# [Goal]
Pull out every line of the listing below where "size" appears.

--------------------------------

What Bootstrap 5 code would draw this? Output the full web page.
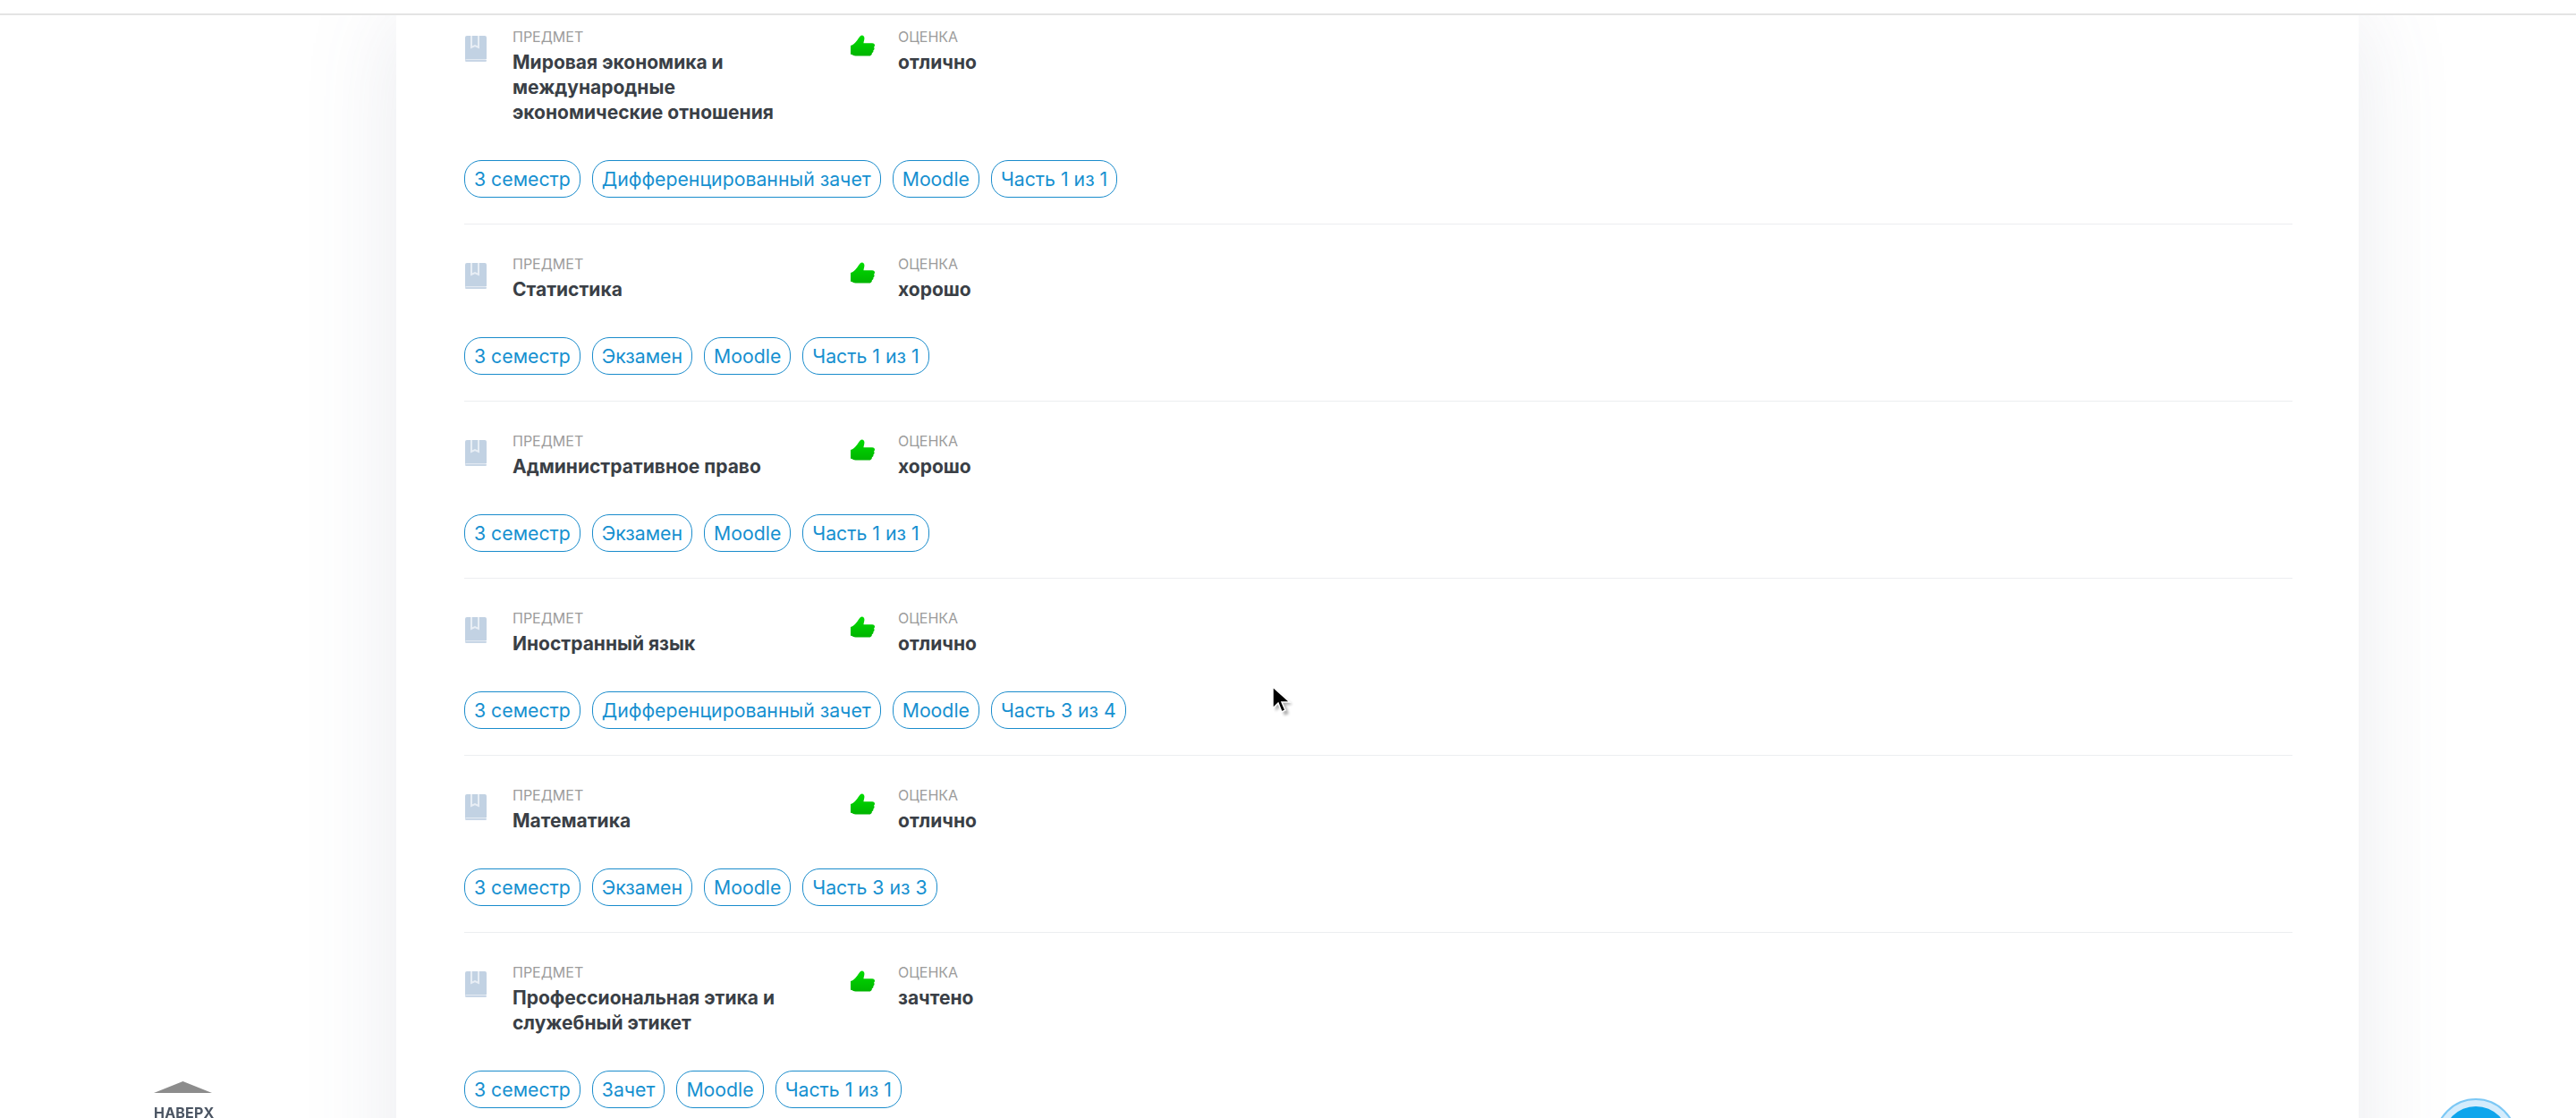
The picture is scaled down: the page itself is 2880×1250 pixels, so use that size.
<!DOCTYPE html>
<html lang="ru">
<head>
<meta charset="utf-8">
<title>Оценки</title>
<link href="https://cdn.jsdelivr.net/npm/bootstrap@5.3.0/dist/css/bootstrap.min.css" rel="stylesheet">
<style>
html,body{height:1250px;overflow:hidden;background:#fff;font-family:Inter,"Liberation Sans",sans-serif}
.top-strip{height:17px;background:#fff;border-bottom:2px solid #e4e4e4;position:fixed;top:0;left:0;right:0;z-index:5}
.sheet{width:2194px;margin:17px 0 0 443px;height:1400px;padding:0 74px 0 76px;background:#fff;box-shadow:0 0 100px rgba(90,100,130,.13)}
.rec{padding:34px 0 29px;border-bottom:1px solid #eceef0}
.rec:first-child{padding-top:14px}
.rec-main{margin-bottom:39px}
.subj{width:429px;padding-right:56px}
.ic-book{width:24px;height:29px;margin:9px 0 0 1px;flex:none}
.ic-thumb{width:27px;height:25px;margin:8px 0 0 3px;flex:none}
.subj-text{margin-left:29px}
.grade-text{margin-left:26px}
.lbl{font-size:16px;line-height:20px;color:#9c9c9c;text-transform:uppercase;margin-bottom:5px}
.val{font-size:21px;line-height:28px;font-weight:700;color:#3a3f46}
.tag-row{gap:13px}
.tagp{height:42px;line-height:40px;padding:0 10px;border:1px solid #1a8ccc;border-radius:19px;font-size:21.25px;color:#1690d0;white-space:nowrap}
.up-btn{position:fixed;left:172px;top:1209px;width:66px;text-align:center;z-index:6}
.up-btn svg{display:block;width:65px;height:13px}
.up-txt{font-size:16px;line-height:16px;font-weight:700;color:#4b5563;margin-top:14px;letter-spacing:.2px}
.chat-btn{position:fixed;left:2722px;top:1228px;width:92px;height:92px;border-radius:50%;background:#d4ecfc;border:2px solid #7cc8f5;padding:7px;z-index:6}
.chat-core{width:100%;height:100%;border-radius:50%;background:#0ea5ec}
.ptr{position:fixed;left:1419px;top:764px;width:30px;height:38px;z-index:7}
</style>
</head>
<body>
<svg width="0" height="0" class="position-absolute">
<defs>
<linearGradient id="gg" x1="0" y1="0" x2="0" y2="1"><stop offset="0" stop-color="#00dc00"/><stop offset="1" stop-color="#00b400"/></linearGradient>
<symbol id="bk" viewBox="0 0 24 29"><path fill="#c2d2e3" d="M2 0h20a2 2 0 0 1 2 2v24H3a3 3 0 0 0-3 1V2a2 2 0 0 1 2-2Z"/><path fill="none" stroke="#e8eef5" stroke-width="2" d="M7 0v13l4-2 4 2V0"/><rect x="0" y="26.500" width="24" height="2.500" rx="1.200" fill="#c8d6e6"/></symbol>
<symbol id="th" viewBox="0 0 28 25"><path fill="url(#gg)" d="M13 0c2 0 3 1.500 3 3.500 0 2-.8 3.500-1 5.500h10c2 0 3 1 3 2.500 0 1-.5 1.700-1 2.200.4.500.6 1.100.5 1.800-.1 1-.7 1.500-1.200 1.900.2.600.2 1.200-.1 1.800-.3.700-.9 1.100-1.500 1.300.2.600.1 1.200-.3 1.800-.5.900-1.400 1.600-3 1.600H8c-3 0-5-.6-6.500-1.600L0 22V12c3-1 5-3 7-5.500C9.500 3.500 11 0 13 0Z"/></symbol>
</defs>
</svg>
<div class="top-strip"></div>
<main class="sheet">
<section class="rec"><div class="rec-main d-flex"><div class="subj d-flex"><svg class="ic-book"><use href="#bk"/></svg><div class="subj-text"><div class="lbl">Предмет</div><div class="val">Мировая экономика и международные экономические отношения</div></div></div><div class="d-flex"><svg class="ic-thumb"><use href="#th"/></svg><div class="grade-text"><div class="lbl">Оценка</div><div class="val">отлично</div></div></div></div><div class="tag-row d-flex"><span class="tagp">3 семестр</span><span class="tagp">Дифференцированный зачет</span><span class="tagp">Moodle</span><span class="tagp">Часть 1 из 1</span></div></section>
<section class="rec"><div class="rec-main d-flex"><div class="subj d-flex"><svg class="ic-book"><use href="#bk"/></svg><div class="subj-text"><div class="lbl">Предмет</div><div class="val">Статистика</div></div></div><div class="d-flex"><svg class="ic-thumb"><use href="#th"/></svg><div class="grade-text"><div class="lbl">Оценка</div><div class="val">хорошо</div></div></div></div><div class="tag-row d-flex"><span class="tagp">3 семестр</span><span class="tagp">Экзамен</span><span class="tagp">Moodle</span><span class="tagp">Часть 1 из 1</span></div></section>
<section class="rec"><div class="rec-main d-flex"><div class="subj d-flex"><svg class="ic-book"><use href="#bk"/></svg><div class="subj-text"><div class="lbl">Предмет</div><div class="val">Административное право</div></div></div><div class="d-flex"><svg class="ic-thumb"><use href="#th"/></svg><div class="grade-text"><div class="lbl">Оценка</div><div class="val">хорошо</div></div></div></div><div class="tag-row d-flex"><span class="tagp">3 семестр</span><span class="tagp">Экзамен</span><span class="tagp">Moodle</span><span class="tagp">Часть 1 из 1</span></div></section>
<section class="rec"><div class="rec-main d-flex"><div class="subj d-flex"><svg class="ic-book"><use href="#bk"/></svg><div class="subj-text"><div class="lbl">Предмет</div><div class="val">Иностранный язык</div></div></div><div class="d-flex"><svg class="ic-thumb"><use href="#th"/></svg><div class="grade-text"><div class="lbl">Оценка</div><div class="val">отлично</div></div></div></div><div class="tag-row d-flex"><span class="tagp">3 семестр</span><span class="tagp">Дифференцированный зачет</span><span class="tagp">Moodle</span><span class="tagp">Часть 3 из 4</span></div></section>
<section class="rec"><div class="rec-main d-flex"><div class="subj d-flex"><svg class="ic-book"><use href="#bk"/></svg><div class="subj-text"><div class="lbl">Предмет</div><div class="val">Математика</div></div></div><div class="d-flex"><svg class="ic-thumb"><use href="#th"/></svg><div class="grade-text"><div class="lbl">Оценка</div><div class="val">отлично</div></div></div></div><div class="tag-row d-flex"><span class="tagp">3 семестр</span><span class="tagp">Экзамен</span><span class="tagp">Moodle</span><span class="tagp">Часть 3 из 3</span></div></section>
<section class="rec"><div class="rec-main d-flex"><div class="subj d-flex"><svg class="ic-book"><use href="#bk"/></svg><div class="subj-text"><div class="lbl">Предмет</div><div class="val">Профессиональная этика и служебный этикет</div></div></div><div class="d-flex"><svg class="ic-thumb"><use href="#th"/></svg><div class="grade-text"><div class="lbl">Оценка</div><div class="val">зачтено</div></div></div></div><div class="tag-row d-flex"><span class="tagp">3 семестр</span><span class="tagp">Зачет</span><span class="tagp">Moodle</span><span class="tagp">Часть 1 из 1</span></div></section>
</main>
<div class="up-btn"><svg viewBox="0 0 65 13"><path fill="#8c8c8c" d="M32.500 0 65 13H0Z"/></svg><div class="up-txt">НАВЕРХ</div></div>
<div class="chat-btn"><div class="chat-core"></div></div>
<svg class="ptr" viewBox="0 0 30 38"><defs><filter id="sh" x="-30%" y="-30%" width="160%" height="160%"><feGaussianBlur stdDeviation="1.500"/></filter></defs><path d="M6 6v23l6-5 4 10 5-2-4-10h8Z" fill="#000" opacity=".3" filter="url(#sh)" transform="translate(1 2)"/><path d="M4 4v24l6-6 4 10 4-2-4-9h9Z" fill="#000" stroke="#fff" stroke-width="1.500"/></svg>
<script src="https://cdn.jsdelivr.net/npm/bootstrap@5.3.0/dist/js/bootstrap.bundle.min.js"></script>
</body>
</html>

--------------------------------

# [Answer to this exercise]
The picture is scaled down: the page itself is 2880×1250 pixels, so use that size.
.lbl{font-size:16px;line-height:20px;color:#9c9c9c;text-transform:uppercase;margin-bottom:5px}
.val{font-size:21px;line-height:28px;font-weight:700;color:#3a3f46}
.tagp{height:42px;line-height:40px;padding:0 10px;border:1px solid #1a8ccc;border-radius:19px;font-size:21.25px;color:#1690d0;white-space:nowrap}
.up-txt{font-size:16px;line-height:16px;font-weight:700;color:#4b5563;margin-top:14px;letter-spacing:.2px}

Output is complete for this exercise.